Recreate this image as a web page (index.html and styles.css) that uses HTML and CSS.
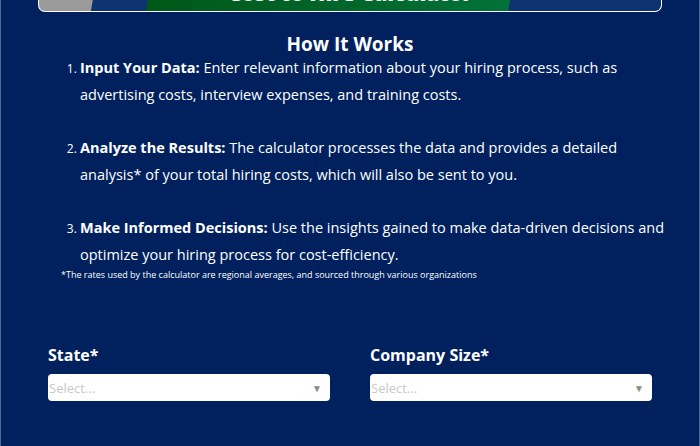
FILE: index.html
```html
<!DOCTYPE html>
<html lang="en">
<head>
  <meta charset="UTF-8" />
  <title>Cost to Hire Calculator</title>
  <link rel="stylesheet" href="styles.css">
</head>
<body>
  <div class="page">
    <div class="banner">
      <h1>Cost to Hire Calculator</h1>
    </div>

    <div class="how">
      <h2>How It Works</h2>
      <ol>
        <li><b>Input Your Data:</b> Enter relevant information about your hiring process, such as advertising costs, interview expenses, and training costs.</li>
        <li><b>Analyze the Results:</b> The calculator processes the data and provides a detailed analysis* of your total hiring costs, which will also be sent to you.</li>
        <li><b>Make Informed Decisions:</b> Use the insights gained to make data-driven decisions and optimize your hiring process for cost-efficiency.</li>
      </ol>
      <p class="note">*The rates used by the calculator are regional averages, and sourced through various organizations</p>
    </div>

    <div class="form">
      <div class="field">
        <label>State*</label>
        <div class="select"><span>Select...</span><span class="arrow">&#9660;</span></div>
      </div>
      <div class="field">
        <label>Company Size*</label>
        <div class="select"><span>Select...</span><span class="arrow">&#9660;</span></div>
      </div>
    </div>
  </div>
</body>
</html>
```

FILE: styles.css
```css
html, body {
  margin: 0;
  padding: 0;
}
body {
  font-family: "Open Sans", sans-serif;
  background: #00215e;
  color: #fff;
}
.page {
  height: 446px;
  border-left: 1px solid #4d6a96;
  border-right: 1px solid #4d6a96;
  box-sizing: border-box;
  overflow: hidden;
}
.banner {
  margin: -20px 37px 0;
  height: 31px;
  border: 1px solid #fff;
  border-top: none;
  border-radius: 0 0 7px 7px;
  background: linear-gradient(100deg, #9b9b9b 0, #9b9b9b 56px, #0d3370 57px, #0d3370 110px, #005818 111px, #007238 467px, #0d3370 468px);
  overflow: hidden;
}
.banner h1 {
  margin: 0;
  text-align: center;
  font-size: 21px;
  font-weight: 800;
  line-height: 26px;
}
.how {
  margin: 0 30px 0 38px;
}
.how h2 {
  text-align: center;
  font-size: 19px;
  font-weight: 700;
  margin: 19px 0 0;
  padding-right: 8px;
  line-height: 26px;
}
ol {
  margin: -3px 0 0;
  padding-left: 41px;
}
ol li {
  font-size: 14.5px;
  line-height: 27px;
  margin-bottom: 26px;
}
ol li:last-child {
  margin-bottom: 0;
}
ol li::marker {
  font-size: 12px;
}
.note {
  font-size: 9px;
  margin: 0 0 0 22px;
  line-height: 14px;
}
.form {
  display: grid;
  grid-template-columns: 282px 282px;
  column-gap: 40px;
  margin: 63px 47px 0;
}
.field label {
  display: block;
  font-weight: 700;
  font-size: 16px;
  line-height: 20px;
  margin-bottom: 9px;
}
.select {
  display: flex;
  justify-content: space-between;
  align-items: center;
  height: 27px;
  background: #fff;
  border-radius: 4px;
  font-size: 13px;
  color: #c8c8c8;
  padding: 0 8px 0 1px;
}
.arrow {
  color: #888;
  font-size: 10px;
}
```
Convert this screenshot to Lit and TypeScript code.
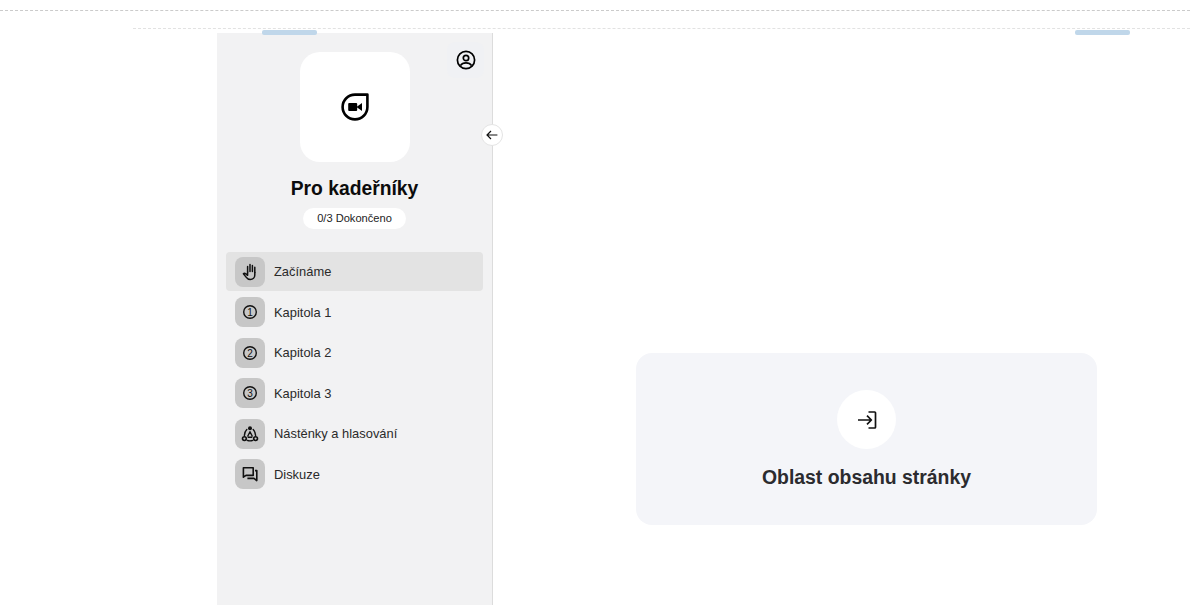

● ● ● ● ●

### Challenge
Restate the whole listing above exactly, except for its images.

### Expected answer
Recreate this image as a web page (index.html and styles.css) that uses HTML and CSS.
FILE: index.html
```html
<!DOCTYPE html>
<html lang="en">
<head>
  <meta charset="UTF-8" />
  <title>Cost to Hire Calculator</title>
  <link rel="stylesheet" href="styles.css">
</head>
<body>
  <div class="page">
    <div class="banner">
      <h1>Cost to Hire Calculator</h1>
    </div>

    <div class="how">
      <h2>How It Works</h2>
      <ol>
        <li><b>Input Your Data:</b> Enter relevant information about your hiring process, such as advertising costs, interview expenses, and training costs.</li>
        <li><b>Analyze the Results:</b> The calculator processes the data and provides a detailed analysis* of your total hiring costs, which will also be sent to you.</li>
        <li><b>Make Informed Decisions:</b> Use the insights gained to make data-driven decisions and optimize your hiring process for cost-efficiency.</li>
      </ol>
      <p class="note">*The rates used by the calculator are regional averages, and sourced through various organizations</p>
    </div>

    <div class="form">
      <div class="field">
        <label>State*</label>
        <div class="select"><span>Select...</span><span class="arrow">&#9660;</span></div>
      </div>
      <div class="field">
        <label>Company Size*</label>
        <div class="select"><span>Select...</span><span class="arrow">&#9660;</span></div>
      </div>
    </div>
  </div>
</body>
</html>
```

FILE: styles.css
```css
html, body {
  margin: 0;
  padding: 0;
}
body {
  font-family: "Open Sans", sans-serif;
  background: #00215e;
  color: #fff;
}
.page {
  height: 446px;
  border-left: 1px solid #4d6a96;
  border-right: 1px solid #4d6a96;
  box-sizing: border-box;
  overflow: hidden;
}
.banner {
  margin: -20px 37px 0;
  height: 31px;
  border: 1px solid #fff;
  border-top: none;
  border-radius: 0 0 7px 7px;
  background: linear-gradient(100deg, #9b9b9b 0, #9b9b9b 56px, #0d3370 57px, #0d3370 110px, #005818 111px, #007238 467px, #0d3370 468px);
  overflow: hidden;
}
.banner h1 {
  margin: 0;
  text-align: center;
  font-size: 21px;
  font-weight: 800;
  line-height: 26px;
}
.how {
  margin: 0 30px 0 38px;
}
.how h2 {
  text-align: center;
  font-size: 19px;
  font-weight: 700;
  margin: 19px 0 0;
  padding-right: 8px;
  line-height: 26px;
}
ol {
  margin: -3px 0 0;
  padding-left: 41px;
}
ol li {
  font-size: 14.5px;
  line-height: 27px;
  margin-bottom: 26px;
}
ol li:last-child {
  margin-bottom: 0;
}
ol li::marker {
  font-size: 12px;
}
.note {
  font-size: 9px;
  margin: 0 0 0 22px;
  line-height: 14px;
}
.form {
  display: grid;
  grid-template-columns: 282px 282px;
  column-gap: 40px;
  margin: 63px 47px 0;
}
.field label {
  display: block;
  font-weight: 700;
  font-size: 16px;
  line-height: 20px;
  margin-bottom: 9px;
}
.select {
  display: flex;
  justify-content: space-between;
  align-items: center;
  height: 27px;
  background: #fff;
  border-radius: 4px;
  font-size: 13px;
  color: #c8c8c8;
  padding: 0 8px 0 1px;
}
.arrow {
  color: #888;
  font-size: 10px;
}
```
Convert this screenshot to Lit and TypeScript code.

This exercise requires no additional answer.